• **Supplied material**

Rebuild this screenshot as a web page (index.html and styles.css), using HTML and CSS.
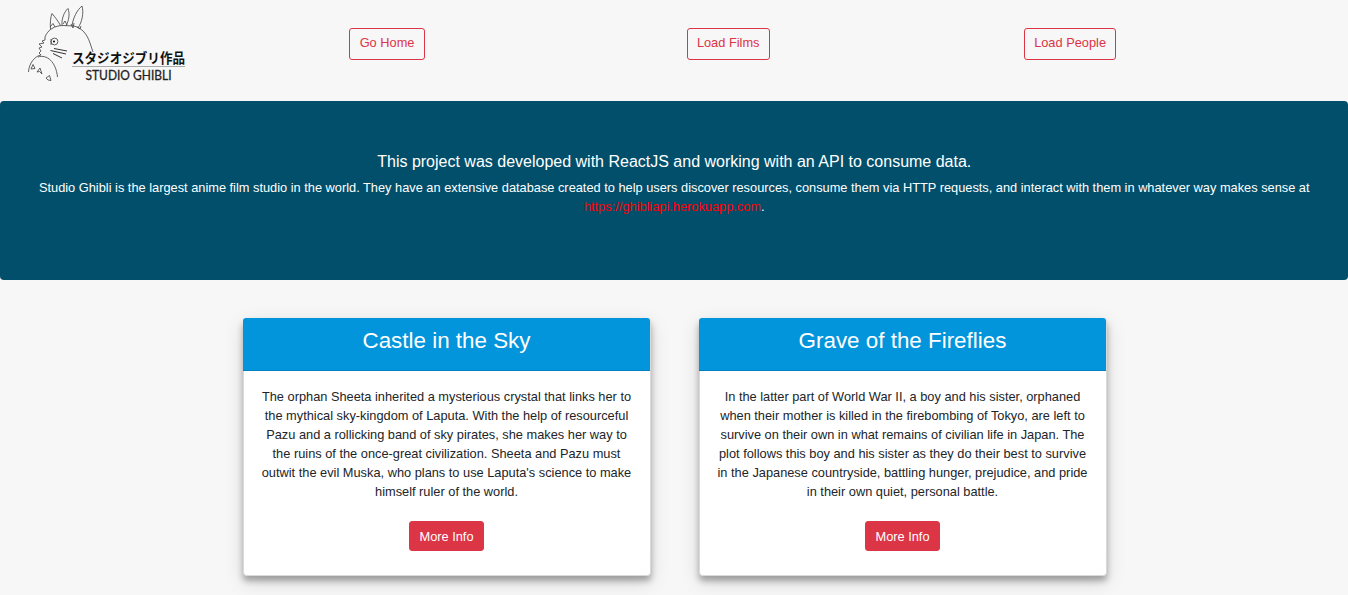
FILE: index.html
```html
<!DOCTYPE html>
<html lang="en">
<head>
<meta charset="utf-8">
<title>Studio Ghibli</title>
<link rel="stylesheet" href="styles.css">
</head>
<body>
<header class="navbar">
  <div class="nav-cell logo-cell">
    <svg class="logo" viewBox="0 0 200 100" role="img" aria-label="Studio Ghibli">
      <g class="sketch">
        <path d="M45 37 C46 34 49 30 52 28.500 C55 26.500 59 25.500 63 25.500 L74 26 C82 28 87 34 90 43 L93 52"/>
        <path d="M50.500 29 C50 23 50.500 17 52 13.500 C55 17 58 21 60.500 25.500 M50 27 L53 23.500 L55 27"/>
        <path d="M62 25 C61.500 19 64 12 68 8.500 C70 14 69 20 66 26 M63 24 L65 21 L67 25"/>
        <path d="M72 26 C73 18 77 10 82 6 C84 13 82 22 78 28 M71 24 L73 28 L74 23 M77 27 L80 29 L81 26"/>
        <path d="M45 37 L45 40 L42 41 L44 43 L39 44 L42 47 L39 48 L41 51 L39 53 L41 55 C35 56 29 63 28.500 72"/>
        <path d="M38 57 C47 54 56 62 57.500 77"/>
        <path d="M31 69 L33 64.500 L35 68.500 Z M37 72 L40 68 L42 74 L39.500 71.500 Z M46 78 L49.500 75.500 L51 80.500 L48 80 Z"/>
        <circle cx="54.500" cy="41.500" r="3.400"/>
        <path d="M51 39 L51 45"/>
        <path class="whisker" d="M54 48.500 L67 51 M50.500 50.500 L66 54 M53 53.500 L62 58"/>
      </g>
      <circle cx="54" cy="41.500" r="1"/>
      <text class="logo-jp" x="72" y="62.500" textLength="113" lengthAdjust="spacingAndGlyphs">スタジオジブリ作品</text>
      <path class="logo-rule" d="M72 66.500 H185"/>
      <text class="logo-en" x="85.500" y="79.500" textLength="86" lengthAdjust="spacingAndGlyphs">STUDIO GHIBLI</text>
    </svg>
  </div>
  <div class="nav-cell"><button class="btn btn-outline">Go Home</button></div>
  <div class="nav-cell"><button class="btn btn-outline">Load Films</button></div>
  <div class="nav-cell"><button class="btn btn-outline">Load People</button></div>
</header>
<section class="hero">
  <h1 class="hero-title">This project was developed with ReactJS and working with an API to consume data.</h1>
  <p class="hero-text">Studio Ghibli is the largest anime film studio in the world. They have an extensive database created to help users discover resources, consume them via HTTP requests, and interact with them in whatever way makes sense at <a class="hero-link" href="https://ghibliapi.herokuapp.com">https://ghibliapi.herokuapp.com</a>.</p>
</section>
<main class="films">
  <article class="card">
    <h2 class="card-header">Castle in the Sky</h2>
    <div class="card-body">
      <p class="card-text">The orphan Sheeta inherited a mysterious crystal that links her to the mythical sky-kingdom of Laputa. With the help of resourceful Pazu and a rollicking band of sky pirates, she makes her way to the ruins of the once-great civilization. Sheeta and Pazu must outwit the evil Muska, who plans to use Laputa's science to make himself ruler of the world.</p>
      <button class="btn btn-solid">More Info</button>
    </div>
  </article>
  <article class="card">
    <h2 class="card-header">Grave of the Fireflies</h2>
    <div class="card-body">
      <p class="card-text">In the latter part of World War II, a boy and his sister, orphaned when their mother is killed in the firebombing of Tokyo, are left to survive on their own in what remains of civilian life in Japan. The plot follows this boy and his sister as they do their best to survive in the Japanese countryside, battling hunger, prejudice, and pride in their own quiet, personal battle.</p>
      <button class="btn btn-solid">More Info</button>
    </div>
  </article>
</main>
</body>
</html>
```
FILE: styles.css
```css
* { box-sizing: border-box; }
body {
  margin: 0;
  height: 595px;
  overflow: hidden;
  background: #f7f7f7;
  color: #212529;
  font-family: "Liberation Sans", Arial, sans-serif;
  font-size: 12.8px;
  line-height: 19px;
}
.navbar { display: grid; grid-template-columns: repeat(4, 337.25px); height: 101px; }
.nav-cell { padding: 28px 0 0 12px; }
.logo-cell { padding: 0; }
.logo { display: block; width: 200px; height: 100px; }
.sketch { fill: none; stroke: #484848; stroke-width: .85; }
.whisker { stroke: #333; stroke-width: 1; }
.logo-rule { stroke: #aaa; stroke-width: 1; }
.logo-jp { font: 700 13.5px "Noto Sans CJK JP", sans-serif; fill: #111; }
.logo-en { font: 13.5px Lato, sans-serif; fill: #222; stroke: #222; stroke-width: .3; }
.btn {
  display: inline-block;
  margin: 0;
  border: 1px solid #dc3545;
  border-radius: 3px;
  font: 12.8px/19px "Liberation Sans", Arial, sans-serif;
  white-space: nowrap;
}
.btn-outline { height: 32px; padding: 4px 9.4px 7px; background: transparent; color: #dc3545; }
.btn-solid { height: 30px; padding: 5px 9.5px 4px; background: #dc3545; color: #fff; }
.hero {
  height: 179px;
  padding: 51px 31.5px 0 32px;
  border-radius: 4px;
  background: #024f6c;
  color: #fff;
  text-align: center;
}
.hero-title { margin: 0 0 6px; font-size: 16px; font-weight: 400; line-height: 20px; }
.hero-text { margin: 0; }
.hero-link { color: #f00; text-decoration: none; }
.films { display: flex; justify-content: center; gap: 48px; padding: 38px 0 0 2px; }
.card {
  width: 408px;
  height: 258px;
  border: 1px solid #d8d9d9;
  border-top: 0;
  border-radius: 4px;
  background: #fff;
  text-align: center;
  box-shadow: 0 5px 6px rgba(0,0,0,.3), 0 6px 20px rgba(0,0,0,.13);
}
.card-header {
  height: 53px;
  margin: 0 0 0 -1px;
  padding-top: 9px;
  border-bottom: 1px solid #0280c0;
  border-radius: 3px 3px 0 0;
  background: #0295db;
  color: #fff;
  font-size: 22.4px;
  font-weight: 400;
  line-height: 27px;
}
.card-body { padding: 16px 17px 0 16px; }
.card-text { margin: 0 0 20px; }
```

• **Directive**
Without the pictures, write out all of the material exactly.

• **Exercise answer**
Rebuild this screenshot as a web page (index.html and styles.css), using HTML and CSS.
FILE: index.html
```html
<!DOCTYPE html>
<html lang="en">
<head>
<meta charset="utf-8">
<title>Studio Ghibli</title>
<link rel="stylesheet" href="styles.css">
</head>
<body>
<header class="navbar">
  <div class="nav-cell logo-cell">
    <svg class="logo" viewBox="0 0 200 100" role="img" aria-label="Studio Ghibli">
      <g class="sketch">
        <path d="M45 37 C46 34 49 30 52 28.500 C55 26.500 59 25.500 63 25.500 L74 26 C82 28 87 34 90 43 L93 52"/>
        <path d="M50.500 29 C50 23 50.500 17 52 13.500 C55 17 58 21 60.500 25.500 M50 27 L53 23.500 L55 27"/>
        <path d="M62 25 C61.500 19 64 12 68 8.500 C70 14 69 20 66 26 M63 24 L65 21 L67 25"/>
        <path d="M72 26 C73 18 77 10 82 6 C84 13 82 22 78 28 M71 24 L73 28 L74 23 M77 27 L80 29 L81 26"/>
        <path d="M45 37 L45 40 L42 41 L44 43 L39 44 L42 47 L39 48 L41 51 L39 53 L41 55 C35 56 29 63 28.500 72"/>
        <path d="M38 57 C47 54 56 62 57.500 77"/>
        <path d="M31 69 L33 64.500 L35 68.500 Z M37 72 L40 68 L42 74 L39.500 71.500 Z M46 78 L49.500 75.500 L51 80.500 L48 80 Z"/>
        <circle cx="54.500" cy="41.500" r="3.400"/>
        <path d="M51 39 L51 45"/>
        <path class="whisker" d="M54 48.500 L67 51 M50.500 50.500 L66 54 M53 53.500 L62 58"/>
      </g>
      <circle cx="54" cy="41.500" r="1"/>
      <text class="logo-jp" x="72" y="62.500" textLength="113" lengthAdjust="spacingAndGlyphs">スタジオジブリ作品</text>
      <path class="logo-rule" d="M72 66.500 H185"/>
      <text class="logo-en" x="85.500" y="79.500" textLength="86" lengthAdjust="spacingAndGlyphs">STUDIO GHIBLI</text>
    </svg>
  </div>
  <div class="nav-cell"><button class="btn btn-outline">Go Home</button></div>
  <div class="nav-cell"><button class="btn btn-outline">Load Films</button></div>
  <div class="nav-cell"><button class="btn btn-outline">Load People</button></div>
</header>
<section class="hero">
  <h1 class="hero-title">This project was developed with ReactJS and working with an API to consume data.</h1>
  <p class="hero-text">Studio Ghibli is the largest anime film studio in the world. They have an extensive database created to help users discover resources, consume them via HTTP requests, and interact with them in whatever way makes sense at <a class="hero-link" href="https://ghibliapi.herokuapp.com">https://ghibliapi.herokuapp.com</a>.</p>
</section>
<main class="films">
  <article class="card">
    <h2 class="card-header">Castle in the Sky</h2>
    <div class="card-body">
      <p class="card-text">The orphan Sheeta inherited a mysterious crystal that links her to the mythical sky-kingdom of Laputa. With the help of resourceful Pazu and a rollicking band of sky pirates, she makes her way to the ruins of the once-great civilization. Sheeta and Pazu must outwit the evil Muska, who plans to use Laputa's science to make himself ruler of the world.</p>
      <button class="btn btn-solid">More Info</button>
    </div>
  </article>
  <article class="card">
    <h2 class="card-header">Grave of the Fireflies</h2>
    <div class="card-body">
      <p class="card-text">In the latter part of World War II, a boy and his sister, orphaned when their mother is killed in the firebombing of Tokyo, are left to survive on their own in what remains of civilian life in Japan. The plot follows this boy and his sister as they do their best to survive in the Japanese countryside, battling hunger, prejudice, and pride in their own quiet, personal battle.</p>
      <button class="btn btn-solid">More Info</button>
    </div>
  </article>
</main>
</body>
</html>
```
FILE: styles.css
```css
* { box-sizing: border-box; }
body {
  margin: 0;
  height: 595px;
  overflow: hidden;
  background: #f7f7f7;
  color: #212529;
  font-family: "Liberation Sans", Arial, sans-serif;
  font-size: 12.8px;
  line-height: 19px;
}
.navbar { display: grid; grid-template-columns: repeat(4, 337.25px); height: 101px; }
.nav-cell { padding: 28px 0 0 12px; }
.logo-cell { padding: 0; }
.logo { display: block; width: 200px; height: 100px; }
.sketch { fill: none; stroke: #484848; stroke-width: .85; }
.whisker { stroke: #333; stroke-width: 1; }
.logo-rule { stroke: #aaa; stroke-width: 1; }
.logo-jp { font: 700 13.5px "Noto Sans CJK JP", sans-serif; fill: #111; }
.logo-en { font: 13.5px Lato, sans-serif; fill: #222; stroke: #222; stroke-width: .3; }
.btn {
  display: inline-block;
  margin: 0;
  border: 1px solid #dc3545;
  border-radius: 3px;
  font: 12.8px/19px "Liberation Sans", Arial, sans-serif;
  white-space: nowrap;
}
.btn-outline { height: 32px; padding: 4px 9.4px 7px; background: transparent; color: #dc3545; }
.btn-solid { height: 30px; padding: 5px 9.5px 4px; background: #dc3545; color: #fff; }
.hero {
  height: 179px;
  padding: 51px 31.5px 0 32px;
  border-radius: 4px;
  background: #024f6c;
  color: #fff;
  text-align: center;
}
.hero-title { margin: 0 0 6px; font-size: 16px; font-weight: 400; line-height: 20px; }
.hero-text { margin: 0; }
.hero-link { color: #f00; text-decoration: none; }
.films { display: flex; justify-content: center; gap: 48px; padding: 38px 0 0 2px; }
.card {
  width: 408px;
  height: 258px;
  border: 1px solid #d8d9d9;
  border-top: 0;
  border-radius: 4px;
  background: #fff;
  text-align: center;
  box-shadow: 0 5px 6px rgba(0,0,0,.3), 0 6px 20px rgba(0,0,0,.13);
}
.card-header {
  height: 53px;
  margin: 0 0 0 -1px;
  padding-top: 9px;
  border-bottom: 1px solid #0280c0;
  border-radius: 3px 3px 0 0;
  background: #0295db;
  color: #fff;
  font-size: 22.4px;
  font-weight: 400;
  line-height: 27px;
}
.card-body { padding: 16px 17px 0 16px; }
.card-text { margin: 0 0 20px; }
```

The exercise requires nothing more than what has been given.